<<<<

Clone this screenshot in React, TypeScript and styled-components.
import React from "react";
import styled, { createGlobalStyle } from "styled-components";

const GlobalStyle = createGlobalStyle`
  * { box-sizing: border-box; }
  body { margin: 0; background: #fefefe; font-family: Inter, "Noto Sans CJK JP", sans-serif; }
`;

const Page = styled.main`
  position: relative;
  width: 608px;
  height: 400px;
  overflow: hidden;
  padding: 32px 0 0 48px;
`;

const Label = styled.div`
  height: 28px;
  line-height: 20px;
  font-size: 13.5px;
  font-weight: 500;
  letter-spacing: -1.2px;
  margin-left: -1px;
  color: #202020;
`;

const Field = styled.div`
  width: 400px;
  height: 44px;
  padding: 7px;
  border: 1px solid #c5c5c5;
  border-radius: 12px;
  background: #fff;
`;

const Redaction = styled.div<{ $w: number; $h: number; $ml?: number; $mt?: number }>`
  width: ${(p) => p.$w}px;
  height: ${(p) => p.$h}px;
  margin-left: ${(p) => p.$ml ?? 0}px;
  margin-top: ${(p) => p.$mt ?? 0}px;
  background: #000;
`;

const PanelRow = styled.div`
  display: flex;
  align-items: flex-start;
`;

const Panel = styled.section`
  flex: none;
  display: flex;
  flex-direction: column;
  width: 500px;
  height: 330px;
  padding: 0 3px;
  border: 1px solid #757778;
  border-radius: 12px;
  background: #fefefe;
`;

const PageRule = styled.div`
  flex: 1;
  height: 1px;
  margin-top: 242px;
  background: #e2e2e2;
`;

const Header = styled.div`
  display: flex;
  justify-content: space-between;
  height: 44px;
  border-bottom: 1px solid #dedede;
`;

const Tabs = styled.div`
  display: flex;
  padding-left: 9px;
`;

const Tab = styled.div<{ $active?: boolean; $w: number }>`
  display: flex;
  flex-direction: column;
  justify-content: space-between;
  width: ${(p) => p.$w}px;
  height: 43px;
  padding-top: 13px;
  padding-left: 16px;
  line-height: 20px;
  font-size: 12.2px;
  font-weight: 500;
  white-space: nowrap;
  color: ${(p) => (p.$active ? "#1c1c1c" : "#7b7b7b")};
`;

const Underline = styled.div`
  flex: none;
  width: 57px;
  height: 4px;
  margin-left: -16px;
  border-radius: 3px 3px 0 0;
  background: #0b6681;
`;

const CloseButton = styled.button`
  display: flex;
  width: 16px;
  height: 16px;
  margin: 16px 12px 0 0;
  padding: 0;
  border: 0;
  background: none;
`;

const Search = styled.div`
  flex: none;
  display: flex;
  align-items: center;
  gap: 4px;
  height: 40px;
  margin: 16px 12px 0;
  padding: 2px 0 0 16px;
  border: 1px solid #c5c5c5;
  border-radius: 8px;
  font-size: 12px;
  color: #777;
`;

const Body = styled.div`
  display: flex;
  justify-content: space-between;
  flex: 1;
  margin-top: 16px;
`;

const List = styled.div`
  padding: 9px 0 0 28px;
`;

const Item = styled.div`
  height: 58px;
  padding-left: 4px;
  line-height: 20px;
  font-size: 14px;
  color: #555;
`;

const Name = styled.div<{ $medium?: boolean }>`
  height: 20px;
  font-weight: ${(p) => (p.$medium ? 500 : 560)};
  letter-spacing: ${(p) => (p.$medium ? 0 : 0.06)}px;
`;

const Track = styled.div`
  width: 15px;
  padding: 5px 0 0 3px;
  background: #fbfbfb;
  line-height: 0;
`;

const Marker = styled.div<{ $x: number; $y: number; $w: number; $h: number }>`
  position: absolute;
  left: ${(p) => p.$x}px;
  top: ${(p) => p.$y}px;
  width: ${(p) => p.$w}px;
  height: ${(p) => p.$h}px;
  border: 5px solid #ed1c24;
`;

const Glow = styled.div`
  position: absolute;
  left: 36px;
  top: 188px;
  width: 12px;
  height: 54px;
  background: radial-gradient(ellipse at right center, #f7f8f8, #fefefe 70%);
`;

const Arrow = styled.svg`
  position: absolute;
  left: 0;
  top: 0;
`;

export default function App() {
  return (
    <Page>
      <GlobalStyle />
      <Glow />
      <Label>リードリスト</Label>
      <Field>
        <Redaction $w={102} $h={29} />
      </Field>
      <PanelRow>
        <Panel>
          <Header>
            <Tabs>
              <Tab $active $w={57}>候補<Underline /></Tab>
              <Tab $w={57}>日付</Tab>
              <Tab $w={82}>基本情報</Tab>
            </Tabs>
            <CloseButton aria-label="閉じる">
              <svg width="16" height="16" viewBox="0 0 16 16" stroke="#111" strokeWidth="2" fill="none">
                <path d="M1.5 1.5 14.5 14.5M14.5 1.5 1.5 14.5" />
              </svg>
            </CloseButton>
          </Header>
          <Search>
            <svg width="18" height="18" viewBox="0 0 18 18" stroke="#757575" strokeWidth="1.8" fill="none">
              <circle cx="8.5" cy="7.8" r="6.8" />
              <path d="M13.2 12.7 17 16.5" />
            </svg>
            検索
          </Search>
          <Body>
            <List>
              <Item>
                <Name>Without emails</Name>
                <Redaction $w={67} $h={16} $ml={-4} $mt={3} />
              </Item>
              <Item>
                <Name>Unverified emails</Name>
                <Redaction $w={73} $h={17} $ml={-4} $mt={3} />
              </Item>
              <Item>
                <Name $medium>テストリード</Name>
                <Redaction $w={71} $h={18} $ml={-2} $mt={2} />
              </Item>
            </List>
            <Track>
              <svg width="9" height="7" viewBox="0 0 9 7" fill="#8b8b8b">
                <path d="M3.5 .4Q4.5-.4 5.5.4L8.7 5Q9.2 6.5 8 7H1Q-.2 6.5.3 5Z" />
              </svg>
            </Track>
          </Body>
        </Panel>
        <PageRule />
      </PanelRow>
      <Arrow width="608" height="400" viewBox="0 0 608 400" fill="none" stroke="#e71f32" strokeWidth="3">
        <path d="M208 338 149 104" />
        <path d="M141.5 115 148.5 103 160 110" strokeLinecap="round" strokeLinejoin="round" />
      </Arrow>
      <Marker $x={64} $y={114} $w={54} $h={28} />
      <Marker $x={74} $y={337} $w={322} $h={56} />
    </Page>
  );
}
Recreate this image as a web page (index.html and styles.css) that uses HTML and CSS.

>>>>

Requirements: Every entry in the listing must be retyped exactly.

Completed task:
Clone this screenshot in React, TypeScript and styled-components.
import React from "react";
import styled, { createGlobalStyle } from "styled-components";

const GlobalStyle = createGlobalStyle`
  * { box-sizing: border-box; }
  body { margin: 0; background: #fefefe; font-family: Inter, "Noto Sans CJK JP", sans-serif; }
`;

const Page = styled.main`
  position: relative;
  width: 608px;
  height: 400px;
  overflow: hidden;
  padding: 32px 0 0 48px;
`;

const Label = styled.div`
  height: 28px;
  line-height: 20px;
  font-size: 13.5px;
  font-weight: 500;
  letter-spacing: -1.2px;
  margin-left: -1px;
  color: #202020;
`;

const Field = styled.div`
  width: 400px;
  height: 44px;
  padding: 7px;
  border: 1px solid #c5c5c5;
  border-radius: 12px;
  background: #fff;
`;

const Redaction = styled.div<{ $w: number; $h: number; $ml?: number; $mt?: number }>`
  width: ${(p) => p.$w}px;
  height: ${(p) => p.$h}px;
  margin-left: ${(p) => p.$ml ?? 0}px;
  margin-top: ${(p) => p.$mt ?? 0}px;
  background: #000;
`;

const PanelRow = styled.div`
  display: flex;
  align-items: flex-start;
`;

const Panel = styled.section`
  flex: none;
  display: flex;
  flex-direction: column;
  width: 500px;
  height: 330px;
  padding: 0 3px;
  border: 1px solid #757778;
  border-radius: 12px;
  background: #fefefe;
`;

const PageRule = styled.div`
  flex: 1;
  height: 1px;
  margin-top: 242px;
  background: #e2e2e2;
`;

const Header = styled.div`
  display: flex;
  justify-content: space-between;
  height: 44px;
  border-bottom: 1px solid #dedede;
`;

const Tabs = styled.div`
  display: flex;
  padding-left: 9px;
`;

const Tab = styled.div<{ $active?: boolean; $w: number }>`
  display: flex;
  flex-direction: column;
  justify-content: space-between;
  width: ${(p) => p.$w}px;
  height: 43px;
  padding-top: 13px;
  padding-left: 16px;
  line-height: 20px;
  font-size: 12.2px;
  font-weight: 500;
  white-space: nowrap;
  color: ${(p) => (p.$active ? "#1c1c1c" : "#7b7b7b")};
`;

const Underline = styled.div`
  flex: none;
  width: 57px;
  height: 4px;
  margin-left: -16px;
  border-radius: 3px 3px 0 0;
  background: #0b6681;
`;

const CloseButton = styled.button`
  display: flex;
  width: 16px;
  height: 16px;
  margin: 16px 12px 0 0;
  padding: 0;
  border: 0;
  background: none;
`;

const Search = styled.div`
  flex: none;
  display: flex;
  align-items: center;
  gap: 4px;
  height: 40px;
  margin: 16px 12px 0;
  padding: 2px 0 0 16px;
  border: 1px solid #c5c5c5;
  border-radius: 8px;
  font-size: 12px;
  color: #777;
`;

const Body = styled.div`
  display: flex;
  justify-content: space-between;
  flex: 1;
  margin-top: 16px;
`;

const List = styled.div`
  padding: 9px 0 0 28px;
`;

const Item = styled.div`
  height: 58px;
  padding-left: 4px;
  line-height: 20px;
  font-size: 14px;
  color: #555;
`;

const Name = styled.div<{ $medium?: boolean }>`
  height: 20px;
  font-weight: ${(p) => (p.$medium ? 500 : 560)};
  letter-spacing: ${(p) => (p.$medium ? 0 : 0.06)}px;
`;

const Track = styled.div`
  width: 15px;
  padding: 5px 0 0 3px;
  background: #fbfbfb;
  line-height: 0;
`;

const Marker = styled.div<{ $x: number; $y: number; $w: number; $h: number }>`
  position: absolute;
  left: ${(p) => p.$x}px;
  top: ${(p) => p.$y}px;
  width: ${(p) => p.$w}px;
  height: ${(p) => p.$h}px;
  border: 5px solid #ed1c24;
`;

const Glow = styled.div`
  position: absolute;
  left: 36px;
  top: 188px;
  width: 12px;
  height: 54px;
  background: radial-gradient(ellipse at right center, #f7f8f8, #fefefe 70%);
`;

const Arrow = styled.svg`
  position: absolute;
  left: 0;
  top: 0;
`;

export default function App() {
  return (
    <Page>
      <GlobalStyle />
      <Glow />
      <Label>リードリスト</Label>
      <Field>
        <Redaction $w={102} $h={29} />
      </Field>
      <PanelRow>
        <Panel>
          <Header>
            <Tabs>
              <Tab $active $w={57}>候補<Underline /></Tab>
              <Tab $w={57}>日付</Tab>
              <Tab $w={82}>基本情報</Tab>
            </Tabs>
            <CloseButton aria-label="閉じる">
              <svg width="16" height="16" viewBox="0 0 16 16" stroke="#111" strokeWidth="2" fill="none">
                <path d="M1.5 1.5 14.5 14.5M14.5 1.5 1.5 14.5" />
              </svg>
            </CloseButton>
          </Header>
          <Search>
            <svg width="18" height="18" viewBox="0 0 18 18" stroke="#757575" strokeWidth="1.8" fill="none">
              <circle cx="8.5" cy="7.8" r="6.8" />
              <path d="M13.2 12.7 17 16.5" />
            </svg>
            検索
          </Search>
          <Body>
            <List>
              <Item>
                <Name>Without emails</Name>
                <Redaction $w={67} $h={16} $ml={-4} $mt={3} />
              </Item>
              <Item>
                <Name>Unverified emails</Name>
                <Redaction $w={73} $h={17} $ml={-4} $mt={3} />
              </Item>
              <Item>
                <Name $medium>テストリード</Name>
                <Redaction $w={71} $h={18} $ml={-2} $mt={2} />
              </Item>
            </List>
            <Track>
              <svg width="9" height="7" viewBox="0 0 9 7" fill="#8b8b8b">
                <path d="M3.5 .4Q4.5-.4 5.5.4L8.7 5Q9.2 6.5 8 7H1Q-.2 6.5.3 5Z" />
              </svg>
            </Track>
          </Body>
        </Panel>
        <PageRule />
      </PanelRow>
      <Arrow width="608" height="400" viewBox="0 0 608 400" fill="none" stroke="#e71f32" strokeWidth="3">
        <path d="M208 338 149 104" />
        <path d="M141.5 115 148.5 103 160 110" strokeLinecap="round" strokeLinejoin="round" />
      </Arrow>
      <Marker $x={64} $y={114} $w={54} $h={28} />
      <Marker $x={74} $y={337} $w={322} $h={56} />
    </Page>
  );
}
Recreate this image as a web page (index.html and styles.css) that uses HTML and CSS.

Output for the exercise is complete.